Attention Is All You Need

One-Line Summary

Introduced the Transformer architecture, replacing recurrence and convolution entirely with attention mechanisms for sequence-to-sequence tasks.

Abstract (Paraphrased)

Prior state-of-the-art sequence transduction models relied on complex recurrent or convolutional neural networks with encoder-decoder structures. This paper proposed the Transformer, a model architecture based solely on attention mechanisms, dispensing with recurrence and convolutions entirely. The model achieved superior translation quality while being significantly more parallelizable and requiring less time to train.

Core Contributions

Introduced the Transformer architecture: an encoder-decoder model built entirely from Self-Attention and feed-forward layers.
Introduced Multi-Head Attention as a mechanism for attending to information from different representation subspaces simultaneously.
Introduced scaled dot-product attention, dividing dot products by the square root of the key dimension to stabilize gradients.
Proposed sinusoidal Positional Encoding to inject sequence order information into the model without recurrence.
Demonstrated that the Transformer outperformed existing best models on WMT 2014 English-to-German and English-to-French translation benchmarks.
Showed that self-attention layers connect all positions in constant sequential operations, compared to O(n) for recurrent layers.

Architecture / Method

The Transformer follows an encoder-decoder structure. The encoder is a stack of six identical layers, each containing two sub-layers: a Multi-Head Attention sub-layer and a Feed-Forward Network sub-layer. Each sub-layer is wrapped with a residual connection followed by Layer Normalization.

The decoder is also a stack of six identical layers, but adds a third sub-layer: a cross-attention layer (Encoder-Decoder Attention) that attends over the encoder's output. The decoder's self-attention sub-layer is masked to prevent positions from attending to subsequent positions, enforcing the autoregressive property.

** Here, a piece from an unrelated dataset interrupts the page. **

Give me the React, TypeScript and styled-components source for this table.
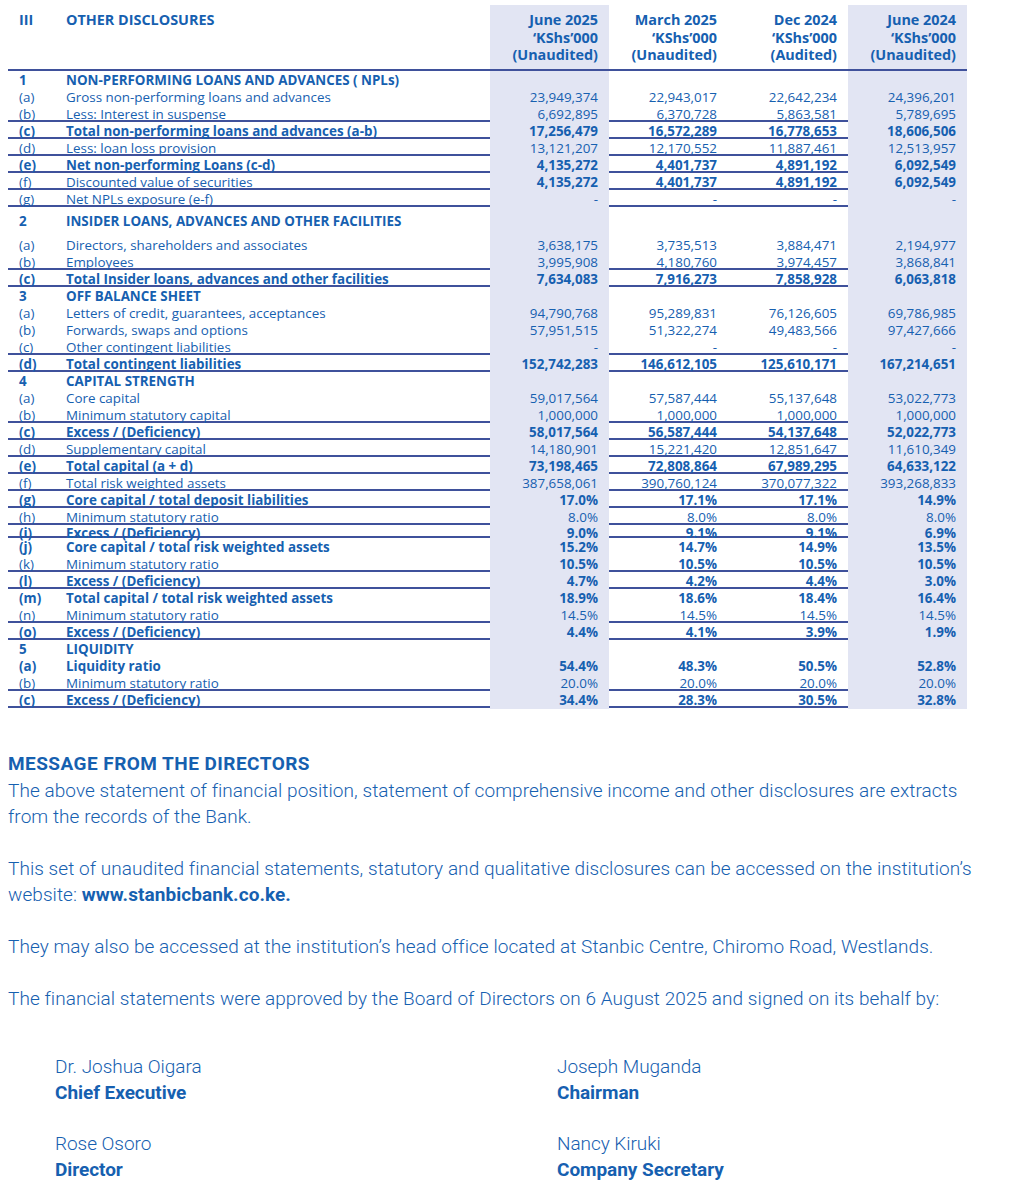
import styled, { createGlobalStyle } from "styled-components";

const GlobalStyle = createGlobalStyle`
  body {
    margin: 0;
    background: #ffffff;
    font-family: "Open Sans", "Liberation Sans", sans-serif;
    color: #1660b0;
  }
`;

const BLUE = "#1660b0";
const LINE = "#3f519b";
const SHADE = "#e2e5f3";

type RowData = {
  code: string;
  label: string;
  values?: string[];
  head?: boolean;
  bold?: boolean;
  boldValues?: boolean;
  line?: boolean;
  height?: number;
};

const rows: RowData[] = [
  { code: "1", label: "NON-PERFORMING LOANS AND ADVANCES ( NPLs)", head: true },
  { code: "(a)", label: "Gross non-performing loans and advances", values: ["23,949,374", "22,943,017", "22,642,234", "24,396,201"] },
  { code: "(b)", label: "Less: Interest in suspense", values: ["6,692,895", "6,370,728", "5,863,581", "5,789,695"], line: true },
  { code: "(c)", label: "Total non-performing loans and advances (a-b)", values: ["17,256,479", "16,572,289", "16,778,653", "18,606,506"], bold: true, line: true },
  { code: "(d)", label: "Less: loan loss provision", values: ["13,121,207", "12,170,552", "11,887,461", "12,513,957"], line: true },
  { code: "(e)", label: "Net non-performing Loans (c-d)", values: ["4,135,272", "4,401,737", "4,891,192", "6,092,549"], bold: true, line: true },
  { code: "(f)", label: "Discounted value of securities", values: ["4,135,272", "4,401,737", "4,891,192", "6,092,549"], boldValues: true, line: true },
  { code: "(g)", label: "Net NPLs exposure (e-f)", values: ["-", "-", "-", "-"], line: true },
  { code: "2", label: "INSIDER LOANS, ADVANCES AND OTHER FACILITIES", head: true, height: 29 },
  { code: "(a)", label: "Directors, shareholders and associates", values: ["3,638,175", "3,735,513", "3,884,471", "2,194,977"] },
  { code: "(b)", label: "Employees", values: ["3,995,908", "4,180,760", "3,974,457", "3,868,841"], line: true },
  { code: "(c)", label: "Total Insider loans, advances and other facilities", values: ["7,634,083", "7,916,273", "7,858,928", "6,063,818"], bold: true, line: true },
  { code: "3", label: "OFF BALANCE SHEET", head: true },
  { code: "(a)", label: "Letters of credit, guarantees, acceptances", values: ["94,790,768", "95,289,831", "76,126,605", "69,786,985"] },
  { code: "(b)", label: "Forwards, swaps and options", values: ["57,951,515", "51,322,274", "49,483,566", "97,427,666"] },
  { code: "(c)", label: "Other contingent liabilities", values: ["-", "-", "-", "-"], line: true },
  { code: "(d)", label: "Total contingent liabilities", values: ["152,742,283", "146,612,105", "125,610,171", "167,214,651"], bold: true, line: true },
  { code: "4", label: "CAPITAL STRENGTH", head: true },
  { code: "(a)", label: "Core capital", values: ["59,017,564", "57,587,444", "55,137,648", "53,022,773"] },
  { code: "(b)", label: "Minimum statutory capital", values: ["1,000,000", "1,000,000", "1,000,000", "1,000,000"], line: true },
  { code: "(c)", label: "Excess / (Deficiency)", values: ["58,017,564", "56,587,444", "54,137,648", "52,022,773"], bold: true, line: true },
  { code: "(d)", label: "Supplementary capital", values: ["14,180,901", "15,221,420", "12,851,647", "11,610,349"], line: true },
  { code: "(e)", label: "Total capital (a + d)", values: ["73,198,465", "72,808,864", "67,989,295", "64,633,122"], bold: true, line: true },
  { code: "(f)", label: "Total risk weighted assets", values: ["387,658,061", "390,760,124", "370,077,322", "393,268,833"], line: true },
  { code: "(g)", label: "Core capital / total deposit liabilities", values: ["17.0%", "17.1%", "17.1%", "14.9%"], bold: true, line: true },
  { code: "(h)", label: "Minimum statutory ratio", values: ["8.0%", "8.0%", "8.0%", "8.0%"], line: true },
  { code: "(i)", label: "Excess / (Deficiency)", values: ["9.0%", "9.1%", "9.1%", "6.9%"], bold: true, line: true, height: 13 },
  { code: "(j)", label: "Core capital / total risk weighted assets", values: ["15.2%", "14.7%", "14.9%", "13.5%"], bold: true },
  { code: "(k)", label: "Minimum statutory  ratio", values: ["10.5%", "10.5%", "10.5%", "10.5%"], boldValues: true, line: true },
  { code: "(l)", label: "Excess / (Deficiency)", values: ["4.7%", "4.2%", "4.4%", "3.0%"], bold: true, line: true },
  { code: "(m)", label: "Total capital / total risk weighted assets", values: ["18.9%", "18.6%", "18.4%", "16.4%"], bold: true },
  { code: "(n)", label: "Minimum statutory  ratio", values: ["14.5%", "14.5%", "14.5%", "14.5%"], line: true },
  { code: "(o)", label: "Excess / (Deficiency)", values: ["4.4%", "4.1%", "3.9%", "1.9%"], bold: true, line: true },
  { code: "5", label: "LIQUIDITY", head: true },
  { code: "(a)", label: "Liquidity ratio", values: ["54.4%", "48.3%", "50.5%", "52.8%"], bold: true },
  { code: "(b)", label: "Minimum statutory  ratio", values: ["20.0%", "20.0%", "20.0%", "20.0%"], line: true },
  { code: "(c)", label: "Excess / (Deficiency)", values: ["34.4%", "28.3%", "30.5%", "32.8%"], bold: true, line: true },
];

const columns = [
  ["June 2025", "‘KShs’000", "(Unaudited)"],
  ["March 2025", "‘KShs’000", "(Unaudited)"],
  ["Dec 2024", "‘KShs’000", "(Audited)"],
  ["June 2024", "‘KShs’000", "(Unaudited)"],
];

const Page = styled.div`
  padding: 5px 8px 20px 8px;
`;

const Table = styled.div`
  width: 959px;
  font-size: 13.4px;
  color: ${BLUE};
`;

const Row = styled.div<{ $h: number; $line?: boolean }>`
  display: grid;
  grid-template-columns: 58px 424px 119px 119px 120px 119px;
  height: ${(p) => p.$h}px;
  box-sizing: border-box;
  border-bottom: ${(p) => (p.$line ? `2px solid ${LINE}` : "none")};
`;

const Cell = styled.div<{ $shaded?: boolean; $bold?: boolean; $num?: boolean; $pad: number }>`
  background: ${(p) => (p.$shaded ? SHADE : "transparent")};
  font-weight: ${(p) => (p.$bold ? 700 : 400)};
  text-align: ${(p) => (p.$num ? "right" : "left")};
  padding: ${(p) => p.$pad}px ${(p) => (p.$num ? "11px" : "0")} 0 0;
  line-height: 17px;
  white-space: nowrap;
  overflow: visible;
`;

const CodeCell = styled(Cell)`
  padding-left: 11px;
`;

const HeadRow = styled.div`
  display: grid;
  grid-template-columns: 58px 424px 119px 119px 120px 119px;
  height: 66px;
  box-sizing: border-box;
  border-bottom: 2px solid ${LINE};
`;

const HeadCell = styled.div<{ $shaded?: boolean; $num?: boolean }>`
  background: ${(p) => (p.$shaded ? SHADE : "transparent")};
  font-size: 14.4px;
  font-weight: 700;
  text-align: ${(p) => (p.$num ? "right" : "left")};
  padding: 6px ${(p) => (p.$num ? "11px" : "0")} 0 0;
  line-height: 17.5px;
`;

const HeadCode = styled(HeadCell)`
  padding-left: 11px;
`;

const Message = styled.section`
  margin-top: 43px;
  width: 1000px;
  font-family: "Roboto", "Liberation Sans", sans-serif;
  font-size: 19px;
  font-weight: 300;
  line-height: 26px;
  color: ${BLUE};
  letter-spacing: 0.06px;
`;

const Title = styled.div`
  font-weight: 700;
  letter-spacing: 0.45px;
  margin-bottom: 1px;
`;

const Para = styled.p`
  margin: 0 0 26px 0;
  max-width: 978px;
`;

const Strong = styled.strong`
  font-weight: 700;
`;

const Signatures = styled.div`
  display: grid;
  grid-template-columns: 502px 1fr;
  row-gap: 25px;
  padding-left: 47px;
  margin-top: 42px;
  letter-spacing: -0.05px;
`;

const Signer = styled.div`
  display: flex;
  flex-direction: column;
`;

const SignerRole = styled.span`
  font-weight: 700;
`;

const signers = [
  ["Dr. Joshua Oigara", "Chief Executive"],
  ["Joseph Muganda", "Chairman"],
  ["Rose Osoro", "Director"],
  ["Nancy Kiruki", "Company Secretary"],
];

const App = () => {
  return (
    <Page>
      <GlobalStyle />
      <Table>
        <HeadRow>
          <HeadCode>III</HeadCode>
          <HeadCell>OTHER DISCLOSURES</HeadCell>
          {columns.map((c, i) => (
            <HeadCell key={i} $num $shaded={i === 0 || i === 3}>
              {c.map((t) => (
                <div key={t}>{t}</div>
              ))}
            </HeadCell>
          ))}
        </HeadRow>
        {rows.map((r, idx) => {
          const h = r.height ?? 17;
          const pad = h > 20 ? 6 : h < 15 ? 0 : 1;
          const boldLabel = r.head || r.bold;
          const boldVal = r.bold || r.boldValues;
          const vals = r.values ?? ["", "", "", ""];
          return (
            <Row key={idx} $h={h} $line={r.line}>
              <CodeCell $pad={pad} $bold={boldLabel}>
                {r.code}
              </CodeCell>
              <Cell $pad={pad} $bold={boldLabel}>
                {r.label}
              </Cell>
              {vals.map((v, i) => (
                <Cell key={i} $pad={pad} $num $bold={boldVal} $shaded={i === 0 || i === 3}>
                  {v}
                </Cell>
              ))}
            </Row>
          );
        })}
      </Table>

      <Message>
        <Title>MESSAGE FROM THE DIRECTORS</Title>
        <Para>
          The above statement of financial position, statement of comprehensive income and other
          disclosures are extracts from the records of the Bank.
        </Para>
        <Para>
          This set of unaudited financial statements, statutory and qualitative disclosures can be
          accessed on the institution’s website: <Strong>www.stanbicbank.co.ke.</Strong>
        </Para>
        <Para>
          They may also be accessed at the institution’s head office located at Stanbic Centre,
          Chiromo Road, Westlands.
        </Para>
        <Para>
          The financial statements were approved by the Board of Directors on 6 August 2025 and
          signed on its behalf by:
        </Para>
        <Signatures>
          {signers.map(([name, role]) => (
            <Signer key={name}>
              <span>{name}</span>
              <SignerRole>{role}</SignerRole>
            </Signer>
          ))}
        </Signatures>
      </Message>
    </Page>
  );
};

export default App;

Attention is formulated as:

\text{Attention}(Q, K, V) = \text{softmax}\left(\frac{QK^T}{\sqrt{d_k}}\right)V

Multi-Head Attention runs this computation $h$ times in parallel with different learned projections, concatenates the results, and projects them back to the model dimension. The paper uses $h = 8$ heads and $d_k = d_v = 64$, with model dimension $d_{\text{model}} = 512$.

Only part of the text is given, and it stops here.